What makes the Muppets traditionally such fun, and especially so here, is it is clear everyone making one of the many, many cameos – at least 37, some of them delightfully fleeting; Everything Everywhere All At Once’s James Hong has exactly one line – is having the absolute time of their life playing around with these creatures. A lot of musicians turn up playing themselves – Lil Nas X, Sofia Carson, Billy Corgan (Billy Corgan! At a party thrown by some Muppets!) – and I do think this is one of those things Americans do better than we do: letting famous people lampoon themselves in funny or weird ways, something I can only attribute to the longtime presence of SNL as a core part of US culture. Singh is also great playing off the more soft-centred cast: her first scene with the band, where Animal drops from the ceiling and is clearly besotted with her (I said less sexual tension than Daisy Jones, not absolute zero), is made great by her zinging a “what’s happening?” at the wild situation unfolding around her. Again, here’s where the template “girl with nothing somehow ends up having it all … via the power of friendship and self-belief!” storyline works as a kind of masterstroke: the story doesn’t need to be complex, it just needs every supporting character to be as absolutely bizarre as possible. It is impossible to watch without a grin on your face.

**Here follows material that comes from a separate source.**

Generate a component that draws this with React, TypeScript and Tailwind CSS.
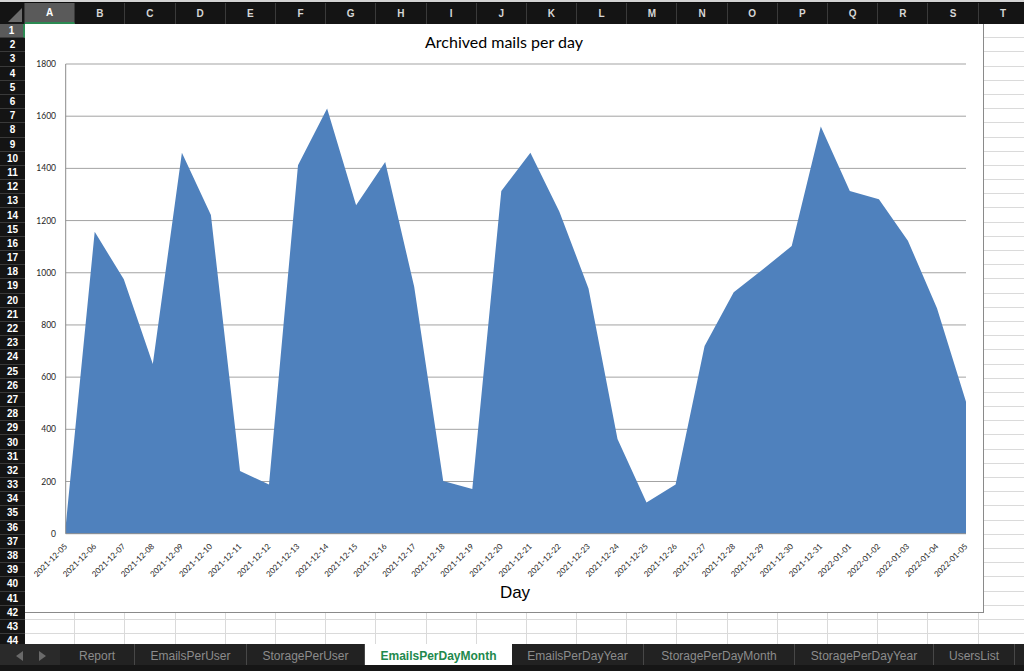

There’s so much this got right: the decision to make every song-and-dance number as brief as possible; the fact that there’s a band member called Zoot who spent all $420,000 of their 70s album advance on … something; a weirdly emotional backstory for Animal. But really what makes every instalment of the Muppet franchise work is that age-old trick of human actors taking the presence of these chaotic puppets absolutely seriously, the high watermark being Michael Caine putting in an Oscar-worthy performance opposite them in A Muppet Christmas Carol. A good joke never really stops being funny – I recently saw Peter Kay at the O2 and can confirm that him saying “garlic bread” is still really, really good – and The Muppets Mayhem leans delightfully in to that. Now just make all of TV like this, please. Remake Succession and replace Brian Cox with a big soft glove.